The BDP is concerned because quite a number of people from the Kurdistan Communities Union (KCK), an urban umbrella organization encompassing the terrorist Kurdistan Workers' Party (PKK), who are presently in jail were arrested under TMK Article 314, which addresses penalties for members of a terrorist organization, and the reform package does not include any amendments to this article. “Regarding penalties related to propaganda, the package, far from facilitating freedom of expression, contains some items which may serve to establish new crimes,” Baluken said at a press conference in Parliament.

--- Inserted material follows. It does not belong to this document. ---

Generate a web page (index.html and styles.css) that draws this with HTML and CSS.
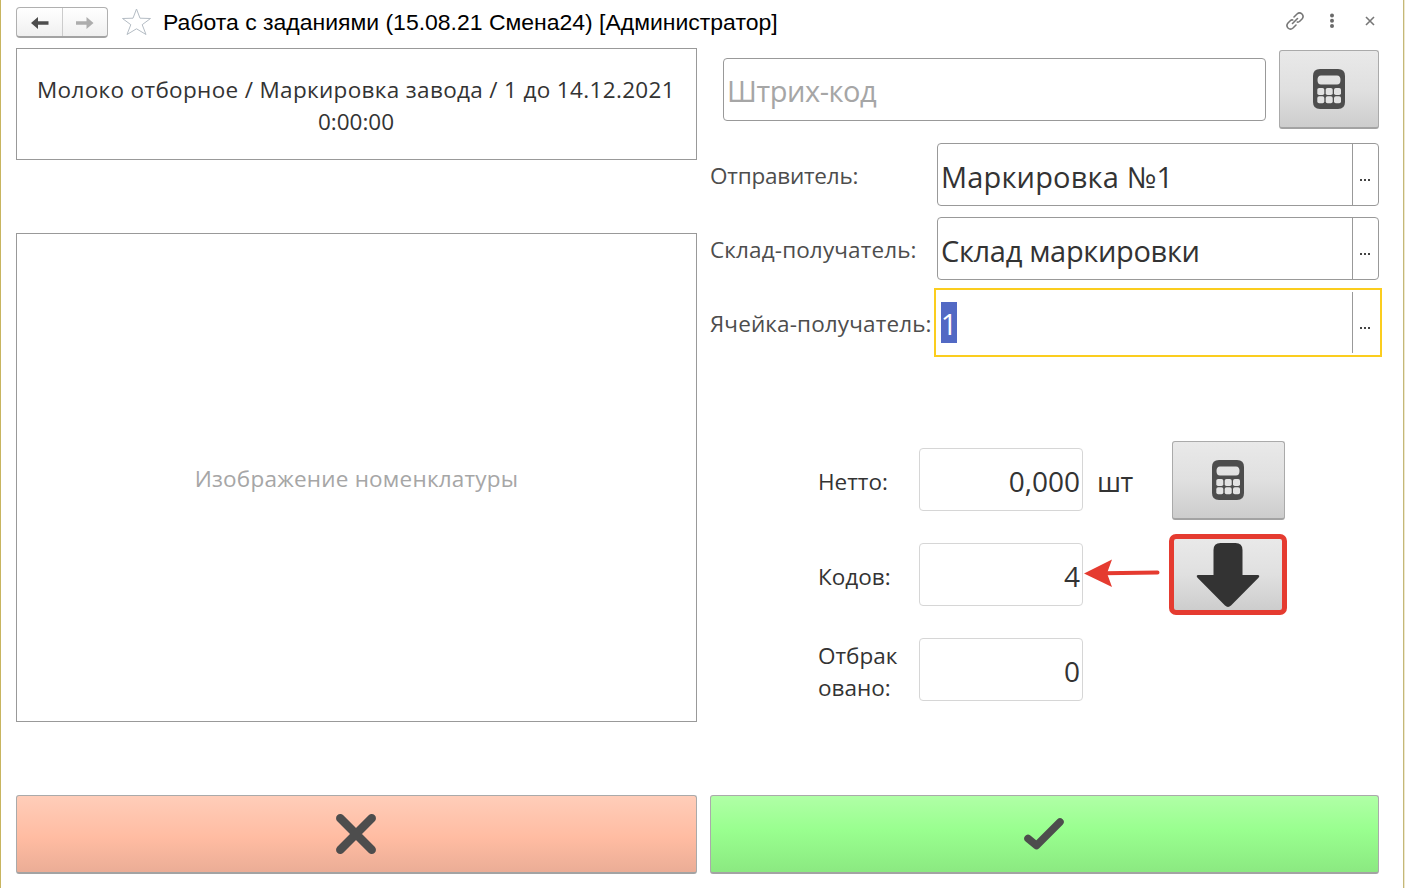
FILE: index.html
```html
<!DOCTYPE html>
<html lang="ru">
<head>
<meta charset="utf-8">
<title>Работа с заданиями</title>
<link rel="stylesheet" href="styles.css">
</head>
<body>
<svg class="defs" width="0" height="0">
  <symbol id="calc" viewBox="0 0 34 40">
    <path fill="#4d4d4d" fill-rule="evenodd" d="M8 0H26Q33 0 33 7V33Q33 40 26 40H8Q1 40 1 33V7Q1 0 8 0ZM9 6.500Q5.500 6.500 5.500 11Q5.500 15.500 9 15.500H25Q28.500 15.500 28.500 11Q28.500 6.500 25 6.500Z"/>
    <g fill="#e2e2e2"><rect x="5.300" y="19" width="7" height="7" rx="1.800"/><rect x="13.700" y="19" width="7" height="7" rx="1.800"/><rect x="22" y="19" width="7" height="7" rx="1.800"/><rect x="5.300" y="27.300" width="7" height="7" rx="1.800"/><rect x="13.700" y="27.300" width="7" height="7" rx="1.800"/><rect x="22" y="27.300" width="7" height="7" rx="1.800"/></g>
  </symbol>
</svg>
<div class="window">
  <header class="titlebar">
    <div class="history">
      <button class="hist"><svg width="18" height="12" viewBox="0 0 18 12"><path d="M0 6L7 0V4.300H17.500V7.700H7V12Z" fill="#4d4d4d"/></svg></button>
      <button class="hist"><svg width="18" height="12" viewBox="0 0 18 12"><path d="M17.500 6L10.500 0V4.300H0V7.700H10.500V12Z" fill="#adadad"/></svg></button>
    </div>
    <svg class="star" width="30" height="28" viewBox="0 0 30 28"><path d="M15.500 2L19 11.200L29.500 11.500L21.200 17.700L25 27.500L15.500 21.800L6 27.500L9.800 17.700L1.500 11.500L12 11.200Z" fill="#fff" stroke="#b4bcc4" stroke-width="1"/></svg>
    <h1 class="title">Работа с заданиями (15.08.21 Смена24) [Администратор]</h1>
    <div class="tools">
      <svg width="20" height="20" viewBox="0 0 20 20" fill="none" stroke="#777" stroke-width="1.600" stroke-linecap="round"><path d="M7.500 12.500L12.500 7.500M9 6L12 3Q14.500 .8 17 3Q19.200 5.500 17 8L14.500 10.500Q13.500 11.300 12.300 11M11 14L8 17Q5.500 19.200 3 17Q.8 14.500 3 12L5.500 9.500Q6.500 8.700 7.700 9"/></svg>
      <svg width="6" height="16" viewBox="0 0 6 16" fill="#6a6a6a"><circle cx="3" cy="2.500" r="2"/><circle cx="3" cy="7.800" r="2"/><circle cx="3" cy="13" r="2"/></svg>
      <svg width="10" height="10" viewBox="0 0 10 10" stroke="#777" stroke-width="1.600"><path d="M1 1L9 9M9 1L1 9"/></svg>
    </div>
  </header>
  <main class="body">
    <section class="left">
      <div class="task"><span class="task-line">Молоко отборное / Маркировка завода / 1 до 14.12.2021</span><span class="task-time">0:00:00</span></div>
      <div class="image"><span>Изображение номенклатуры</span></div>
      <button class="btn cancel"><svg width="40" height="40" viewBox="0 0 40 40"><path d="M4.300 4.300L35.700 35.700M35.700 4.300L4.300 35.700" stroke="#4d4d4d" stroke-width="8.500" stroke-linecap="round"/></svg></button>
    </section>
    <section class="right">
      <div class="scan">
        <div class="input barcode"><span>Штрих-код</span></div>
        <button class="btn grey scan-btn"><svg width="34" height="40"><use href="#calc"/></svg></button>
      </div>
      <div class="fields">
        <div class="field"><label class="sender">Отправитель:</label><div class="input pick"><span class="v1">Маркировка №1</span><i class="more"><b></b><b></b><b></b></i></div></div>
        <div class="field"><label class="store">Склад-получатель:</label><div class="input pick"><span class="v2">Склад маркировки</span><i class="more"><b></b><b></b><b></b></i></div></div>
        <div class="field"><label class="cell">Ячейка-получатель:</label><div class="input pick focus"><span class="sel">1</span><i class="more"><b></b><b></b><b></b></i></div></div>
      </div>
      <div class="counts">
        <div class="count"><label>Нетто:</label><div class="input num">0,000</div><span class="unit">шт</span><button class="btn grey side"><svg width="34" height="40"><use href="#calc"/></svg></button></div>
        <div class="count"><label>Кодов:</label><div class="input num">4</div>
          <svg class="pointer" width="78" height="30" viewBox="0 0 78 30"><path d="M20 15.300L73.500 14.500" stroke="#e53b30" stroke-width="4" stroke-linecap="round"/><path d="M0 15.500L28 1.500L23 15.300L28 29Z" fill="#e53b30"/></svg>
          <button class="btn grey side marked"><svg width="64" height="66" viewBox="0 0 64 66"><path d="M17.500 33V8Q17.500 1 24.500 1H39.500Q46.500 1 46.500 8V33H61.500Q64.500 33.200 62.500 35.800L35 63.500Q32 66.300 29 63.500L1.500 35.800Q-.5 33.200 2.500 33Z" fill="#333"/></svg></button></div>
        <div class="count"><label>Отбрак<br>овано:</label><div class="input num">0</div></div>
      </div>
      <button class="btn ok"><svg width="40" height="32" viewBox="0 0 40 32"><path d="M4 20.500L12.500 27.500L36 4" fill="none" stroke="#4d4d4d" stroke-width="7.500" stroke-linecap="round" stroke-linejoin="round"/></svg></button>
    </section>
  </main>
</div>
</body>
</html>
```
FILE: styles.css
```css
* { box-sizing: border-box; }
body { margin: 0; background: #fff; font-family: "Open Sans", "Noto Sans", sans-serif; font-size: 22.5px; color: #333; }
button { padding: 0; margin: 0; font: inherit; }
svg { display: block; flex: none; }
.defs { position: absolute; }
.window { width: 1405px; height: 888px; overflow: hidden; border-left: 1px solid #c8b560; border-right: 1px solid #eee8cf; box-shadow: inset -1px 0 #c4b878; padding: 0 24px 14px 15px; display: flex; flex-direction: column; }
.titlebar { height: 48px; flex: none; display: flex; align-items: flex-start; padding-top: 7px; }
.history { display: flex; width: 92px; height: 31px; border: 1px solid #b0b0b0; border-bottom: 2px solid #a3a3a3; border-radius: 4px; background: linear-gradient(#fff, #f0f0f0); }
.hist { flex: 1; display: flex; align-items: center; justify-content: center; padding: 1px 0 0 1px; border: 0; background: none; }
.hist + .hist { border-left: 1px solid #ccc; padding-left: 0; }
.star { margin-left: 13px; }
.title { margin: 2px 0 0 12px; font: 400 22.97px/26px "Liberation Sans", Arial, sans-serif; color: #000; white-space: nowrap; }
.tools { margin: 4px 5px 0 auto; display: flex; align-items: center; height: 20px; }
.tools svg + svg { margin-left: 24px; }
.tools svg + svg + svg { margin-left: 30px; }
.body { flex: 1; display: grid; grid-template-columns: 681px 669px; column-gap: 13px; }
.left, .right { display: flex; flex-direction: column; }
.task { height: 112px; border: 1px solid #999; text-align: center; line-height: 32px; padding: 25px 1px 0 0; margin-bottom: 73px; white-space: nowrap; }
.task span { display: block; }
.task-line { letter-spacing: .34px; }
.image { height: 489px; border: 1px solid #999; display: flex; align-items: center; justify-content: center; color: #a6a6a6; margin-bottom: 73px; padding-top: 2px; letter-spacing: .22px; white-space: nowrap; }
.btn { display: flex; align-items: center; justify-content: center; height: 79px; padding-right: 2px; border: 1px solid #aaa; border-bottom: 2px solid #a3a3a3; border-radius: 3px; }
.cancel { background: linear-gradient(#ffcdb9, #ffbca2 55%, #ebad96); }
.ok { margin-top: auto; background: linear-gradient(#b0ffa6, #99ff8f 45%, #8be981); }
.grey { background: linear-gradient(#e9e9e9, #e0e0e0 50%, #cdcdcd); }
.scan { display: flex; align-items: flex-start; margin-top: 2px; height: 79px; gap: 13px; padding-left: 13px; }
.input { height: 63px; border: 1px solid #999; border-radius: 4px; background: #fff; font-size: 29px; line-height: 40px; white-space: nowrap; display: flex; align-items: center; padding: 2px 2px 0 3px; }
.barcode { width: 543px; margin-top: 8px; color: #a6a6a6; letter-spacing: -.45px; }
.scan-btn { width: 100px; padding-right: 0; }
.fields { margin-top: 14px; display: flex; flex-direction: column; gap: 11px; }
.field { display: flex; align-items: center; height: 63px; color: #4d4d4d; white-space: nowrap; }
.field label { width: 227px; flex: none; padding-top: 1px; letter-spacing: .13px; }
.field .sender { letter-spacing: -.22px; }
.pick { flex: 1; color: #333; padding: 0 0 0 3px; }
.pick span { margin-top: 4px; }
.v1 { letter-spacing: .17px; }
.v2 { letter-spacing: -.33px; }
.more { margin-left: auto; align-self: stretch; width: 26px; border-left: 1px solid #999; display: flex; justify-content: center; align-items: center; gap: 2px; padding: 10px 2px 0 0; }
.more b { width: 2px; height: 2px; background: #444; }
.focus { border-color: #fff; border-radius: 0; outline: 2px solid #fbcd1e; outline-offset: 1px; }
.pick .sel { background: #5269c4; color: #fff; width: 16px; height: 41px; margin: -1px 0 0; display: flex; align-items: center; justify-content: center; padding-top: 3px; }
.counts { margin: 87px 0 0 108px; display: flex; flex-direction: column; gap: 16px; }
.count { display: flex; align-items: center; height: 79px; line-height: 32px; }
.count label { width: 101px; padding-top: 2px; }
.num { width: 164px; margin-bottom: 2px; justify-content: flex-end; border-color: #d6d6d6; font-size: 28px; }
.unit { width: 75px; margin-left: 14px; padding-top: 2px; font-size: 27px; letter-spacing: -.5px; }
.side { width: 113px; }
.pointer { margin: 0 9px 0 1px; position: relative; top: -3px; }
.marked { width: 118px; height: 81px; margin: 0 0 2px -2px; padding: 1px 0 0; border: 5px solid #e53b30; border-radius: 7px; }
```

The bill also eliminates a statute of limitations on crimes related to torture by adding a sub-clause to Article 94 of the present Turkish Penal Code (TCK), which deals with penalties for torture and maltreatment, that reads, “A statute of limitations is not valid regarding this crime.” The ECtHR considers a lack of action due to long trials as paving the way for wrongdoers to go unpunished and thereby a violation of the third article of the ECHR, inferring that an efficient investigation has not been conducted in such cases.
Orhan Kemal Cengiz, a columnist for both Today's Zaman and Radikal, considers the judicial package a positive step as it requires an element of force and violence to be included in discourse before it becomes punishable as terrorist propaganda, but he strongly believes the package fails to settle vital issues, such as criteria to establish who can be considered a member of a terrorist organization.
Noting that many a sympathizer of the terrorist PKK has been convicted as a member of the terrorist organization and that this practice only serves to convert an ordinary PKK sympathizer to a firm believer in the PKK, he wrote in Radikal on Friday, “Unless membership in a terrorist organization is properly defined [in the law], it will not be possible to prevent the judiciary from sending to prison whoever comes before it.”
Two-thirds of all cases in which the ECtHR has ruled against Turkey so far have been related to freedom of expression, with another 450 cases in this area presently pending.